Each line below must be set down exactly; omit any image you find.
==== Supplied data ====
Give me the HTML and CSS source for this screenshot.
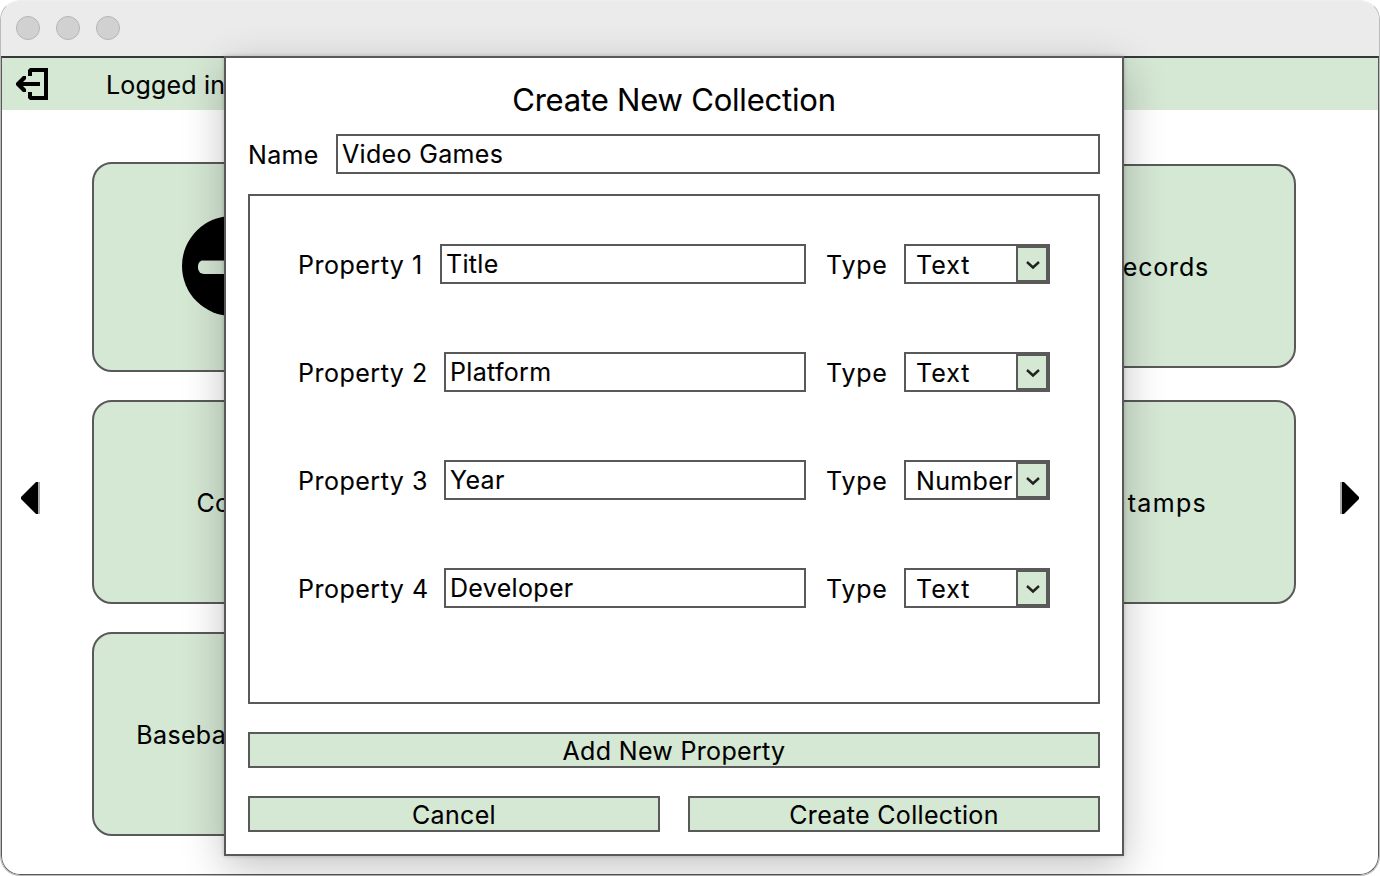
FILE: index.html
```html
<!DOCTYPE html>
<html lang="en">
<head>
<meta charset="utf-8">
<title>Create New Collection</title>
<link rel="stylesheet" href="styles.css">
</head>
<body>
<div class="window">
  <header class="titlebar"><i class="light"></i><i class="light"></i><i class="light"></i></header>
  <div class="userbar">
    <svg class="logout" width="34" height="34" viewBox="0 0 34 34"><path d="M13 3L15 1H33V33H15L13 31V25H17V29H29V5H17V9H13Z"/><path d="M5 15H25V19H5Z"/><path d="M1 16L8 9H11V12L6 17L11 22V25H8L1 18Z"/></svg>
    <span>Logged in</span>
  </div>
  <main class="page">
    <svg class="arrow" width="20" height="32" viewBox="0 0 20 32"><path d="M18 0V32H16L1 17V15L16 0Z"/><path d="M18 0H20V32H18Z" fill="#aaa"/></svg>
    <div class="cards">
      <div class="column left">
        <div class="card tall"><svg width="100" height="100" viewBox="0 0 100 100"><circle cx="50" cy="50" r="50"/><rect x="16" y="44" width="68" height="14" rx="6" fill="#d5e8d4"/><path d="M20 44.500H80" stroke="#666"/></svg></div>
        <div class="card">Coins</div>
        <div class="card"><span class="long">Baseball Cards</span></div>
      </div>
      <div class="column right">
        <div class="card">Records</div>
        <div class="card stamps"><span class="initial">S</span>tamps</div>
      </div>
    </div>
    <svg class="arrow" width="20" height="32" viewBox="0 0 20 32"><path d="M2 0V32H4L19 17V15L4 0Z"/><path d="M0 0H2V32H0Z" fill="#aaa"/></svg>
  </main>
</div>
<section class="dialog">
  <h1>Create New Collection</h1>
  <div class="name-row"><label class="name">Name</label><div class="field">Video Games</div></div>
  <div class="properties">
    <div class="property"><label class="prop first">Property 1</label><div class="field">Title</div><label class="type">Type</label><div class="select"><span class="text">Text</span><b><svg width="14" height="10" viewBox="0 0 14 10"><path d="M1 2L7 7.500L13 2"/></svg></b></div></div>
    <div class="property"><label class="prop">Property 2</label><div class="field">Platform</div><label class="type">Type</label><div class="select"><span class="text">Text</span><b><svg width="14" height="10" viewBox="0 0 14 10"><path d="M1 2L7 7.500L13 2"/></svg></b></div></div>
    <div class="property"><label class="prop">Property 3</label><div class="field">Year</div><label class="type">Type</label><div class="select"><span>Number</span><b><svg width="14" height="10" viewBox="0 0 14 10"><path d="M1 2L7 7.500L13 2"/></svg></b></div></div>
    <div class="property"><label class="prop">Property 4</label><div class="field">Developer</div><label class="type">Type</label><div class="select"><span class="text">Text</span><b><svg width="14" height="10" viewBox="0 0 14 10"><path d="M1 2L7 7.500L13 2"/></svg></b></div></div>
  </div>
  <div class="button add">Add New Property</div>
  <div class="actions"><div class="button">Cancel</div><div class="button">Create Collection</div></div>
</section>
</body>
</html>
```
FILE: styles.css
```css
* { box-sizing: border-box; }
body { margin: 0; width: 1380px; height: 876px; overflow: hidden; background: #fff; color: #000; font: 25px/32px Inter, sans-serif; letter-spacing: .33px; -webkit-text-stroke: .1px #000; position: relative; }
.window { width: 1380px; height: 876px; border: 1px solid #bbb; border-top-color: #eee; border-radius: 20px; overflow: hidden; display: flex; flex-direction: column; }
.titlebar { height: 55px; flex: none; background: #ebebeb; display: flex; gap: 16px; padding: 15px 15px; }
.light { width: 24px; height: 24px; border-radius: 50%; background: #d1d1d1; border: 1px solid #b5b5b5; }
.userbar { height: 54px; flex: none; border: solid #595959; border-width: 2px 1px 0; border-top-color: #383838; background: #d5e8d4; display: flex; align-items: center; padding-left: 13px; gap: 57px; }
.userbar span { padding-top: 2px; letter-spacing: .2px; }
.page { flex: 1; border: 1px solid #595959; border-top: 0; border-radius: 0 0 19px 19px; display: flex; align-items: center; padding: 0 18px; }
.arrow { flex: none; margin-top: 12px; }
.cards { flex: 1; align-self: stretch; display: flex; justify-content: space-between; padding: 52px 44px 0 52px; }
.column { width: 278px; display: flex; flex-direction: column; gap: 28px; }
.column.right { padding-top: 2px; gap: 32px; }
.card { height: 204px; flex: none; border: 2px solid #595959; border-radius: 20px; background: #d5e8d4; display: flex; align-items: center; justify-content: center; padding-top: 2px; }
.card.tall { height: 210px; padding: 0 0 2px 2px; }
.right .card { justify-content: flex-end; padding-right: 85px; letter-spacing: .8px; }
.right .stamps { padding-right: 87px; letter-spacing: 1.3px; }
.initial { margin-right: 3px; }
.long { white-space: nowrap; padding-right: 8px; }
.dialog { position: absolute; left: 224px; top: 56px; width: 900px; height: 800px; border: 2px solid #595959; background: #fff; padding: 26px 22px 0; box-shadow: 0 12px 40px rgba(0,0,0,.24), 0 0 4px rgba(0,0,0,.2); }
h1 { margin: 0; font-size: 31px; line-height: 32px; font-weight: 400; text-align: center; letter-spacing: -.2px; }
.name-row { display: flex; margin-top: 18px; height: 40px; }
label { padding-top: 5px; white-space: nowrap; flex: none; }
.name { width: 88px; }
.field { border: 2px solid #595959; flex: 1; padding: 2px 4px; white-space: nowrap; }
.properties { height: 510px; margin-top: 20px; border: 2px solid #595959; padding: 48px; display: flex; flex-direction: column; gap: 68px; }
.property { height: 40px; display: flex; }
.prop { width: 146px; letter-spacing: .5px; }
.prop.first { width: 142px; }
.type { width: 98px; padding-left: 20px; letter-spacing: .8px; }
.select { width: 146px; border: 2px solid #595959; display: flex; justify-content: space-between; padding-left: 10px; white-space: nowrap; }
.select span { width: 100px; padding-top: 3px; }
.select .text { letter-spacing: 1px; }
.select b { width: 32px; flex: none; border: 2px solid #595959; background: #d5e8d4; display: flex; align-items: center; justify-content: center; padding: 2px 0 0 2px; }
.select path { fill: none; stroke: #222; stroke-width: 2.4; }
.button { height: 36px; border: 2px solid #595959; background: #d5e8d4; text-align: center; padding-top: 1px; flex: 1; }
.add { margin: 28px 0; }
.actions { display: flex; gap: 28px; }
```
====
■ **Exercise solution**:
Give me the HTML and CSS source for this screenshot.
FILE: index.html
```html
<!DOCTYPE html>
<html lang="en">
<head>
<meta charset="utf-8">
<title>Create New Collection</title>
<link rel="stylesheet" href="styles.css">
</head>
<body>
<div class="window">
  <header class="titlebar"><i class="light"></i><i class="light"></i><i class="light"></i></header>
  <div class="userbar">
    <svg class="logout" width="34" height="34" viewBox="0 0 34 34"><path d="M13 3L15 1H33V33H15L13 31V25H17V29H29V5H17V9H13Z"/><path d="M5 15H25V19H5Z"/><path d="M1 16L8 9H11V12L6 17L11 22V25H8L1 18Z"/></svg>
    <span>Logged in</span>
  </div>
  <main class="page">
    <svg class="arrow" width="20" height="32" viewBox="0 0 20 32"><path d="M18 0V32H16L1 17V15L16 0Z"/><path d="M18 0H20V32H18Z" fill="#aaa"/></svg>
    <div class="cards">
      <div class="column left">
        <div class="card tall"><svg width="100" height="100" viewBox="0 0 100 100"><circle cx="50" cy="50" r="50"/><rect x="16" y="44" width="68" height="14" rx="6" fill="#d5e8d4"/><path d="M20 44.500H80" stroke="#666"/></svg></div>
        <div class="card">Coins</div>
        <div class="card"><span class="long">Baseball Cards</span></div>
      </div>
      <div class="column right">
        <div class="card">Records</div>
        <div class="card stamps"><span class="initial">S</span>tamps</div>
      </div>
    </div>
    <svg class="arrow" width="20" height="32" viewBox="0 0 20 32"><path d="M2 0V32H4L19 17V15L4 0Z"/><path d="M0 0H2V32H0Z" fill="#aaa"/></svg>
  </main>
</div>
<section class="dialog">
  <h1>Create New Collection</h1>
  <div class="name-row"><label class="name">Name</label><div class="field">Video Games</div></div>
  <div class="properties">
    <div class="property"><label class="prop first">Property 1</label><div class="field">Title</div><label class="type">Type</label><div class="select"><span class="text">Text</span><b><svg width="14" height="10" viewBox="0 0 14 10"><path d="M1 2L7 7.500L13 2"/></svg></b></div></div>
    <div class="property"><label class="prop">Property 2</label><div class="field">Platform</div><label class="type">Type</label><div class="select"><span class="text">Text</span><b><svg width="14" height="10" viewBox="0 0 14 10"><path d="M1 2L7 7.500L13 2"/></svg></b></div></div>
    <div class="property"><label class="prop">Property 3</label><div class="field">Year</div><label class="type">Type</label><div class="select"><span>Number</span><b><svg width="14" height="10" viewBox="0 0 14 10"><path d="M1 2L7 7.500L13 2"/></svg></b></div></div>
    <div class="property"><label class="prop">Property 4</label><div class="field">Developer</div><label class="type">Type</label><div class="select"><span class="text">Text</span><b><svg width="14" height="10" viewBox="0 0 14 10"><path d="M1 2L7 7.500L13 2"/></svg></b></div></div>
  </div>
  <div class="button add">Add New Property</div>
  <div class="actions"><div class="button">Cancel</div><div class="button">Create Collection</div></div>
</section>
</body>
</html>
```
FILE: styles.css
```css
* { box-sizing: border-box; }
body { margin: 0; width: 1380px; height: 876px; overflow: hidden; background: #fff; color: #000; font: 25px/32px Inter, sans-serif; letter-spacing: .33px; -webkit-text-stroke: .1px #000; position: relative; }
.window { width: 1380px; height: 876px; border: 1px solid #bbb; border-top-color: #eee; border-radius: 20px; overflow: hidden; display: flex; flex-direction: column; }
.titlebar { height: 55px; flex: none; background: #ebebeb; display: flex; gap: 16px; padding: 15px 15px; }
.light { width: 24px; height: 24px; border-radius: 50%; background: #d1d1d1; border: 1px solid #b5b5b5; }
.userbar { height: 54px; flex: none; border: solid #595959; border-width: 2px 1px 0; border-top-color: #383838; background: #d5e8d4; display: flex; align-items: center; padding-left: 13px; gap: 57px; }
.userbar span { padding-top: 2px; letter-spacing: .2px; }
.page { flex: 1; border: 1px solid #595959; border-top: 0; border-radius: 0 0 19px 19px; display: flex; align-items: center; padding: 0 18px; }
.arrow { flex: none; margin-top: 12px; }
.cards { flex: 1; align-self: stretch; display: flex; justify-content: space-between; padding: 52px 44px 0 52px; }
.column { width: 278px; display: flex; flex-direction: column; gap: 28px; }
.column.right { padding-top: 2px; gap: 32px; }
.card { height: 204px; flex: none; border: 2px solid #595959; border-radius: 20px; background: #d5e8d4; display: flex; align-items: center; justify-content: center; padding-top: 2px; }
.card.tall { height: 210px; padding: 0 0 2px 2px; }
.right .card { justify-content: flex-end; padding-right: 85px; letter-spacing: .8px; }
.right .stamps { padding-right: 87px; letter-spacing: 1.3px; }
.initial { margin-right: 3px; }
.long { white-space: nowrap; padding-right: 8px; }
.dialog { position: absolute; left: 224px; top: 56px; width: 900px; height: 800px; border: 2px solid #595959; background: #fff; padding: 26px 22px 0; box-shadow: 0 12px 40px rgba(0,0,0,.24), 0 0 4px rgba(0,0,0,.2); }
h1 { margin: 0; font-size: 31px; line-height: 32px; font-weight: 400; text-align: center; letter-spacing: -.2px; }
.name-row { display: flex; margin-top: 18px; height: 40px; }
label { padding-top: 5px; white-space: nowrap; flex: none; }
.name { width: 88px; }
.field { border: 2px solid #595959; flex: 1; padding: 2px 4px; white-space: nowrap; }
.properties { height: 510px; margin-top: 20px; border: 2px solid #595959; padding: 48px; display: flex; flex-direction: column; gap: 68px; }
.property { height: 40px; display: flex; }
.prop { width: 146px; letter-spacing: .5px; }
.prop.first { width: 142px; }
.type { width: 98px; padding-left: 20px; letter-spacing: .8px; }
.select { width: 146px; border: 2px solid #595959; display: flex; justify-content: space-between; padding-left: 10px; white-space: nowrap; }
.select span { width: 100px; padding-top: 3px; }
.select .text { letter-spacing: 1px; }
.select b { width: 32px; flex: none; border: 2px solid #595959; background: #d5e8d4; display: flex; align-items: center; justify-content: center; padding: 2px 0 0 2px; }
.select path { fill: none; stroke: #222; stroke-width: 2.4; }
.button { height: 36px; border: 2px solid #595959; background: #d5e8d4; text-align: center; padding-top: 1px; flex: 1; }
.add { margin: 28px 0; }
.actions { display: flex; gap: 28px; }
```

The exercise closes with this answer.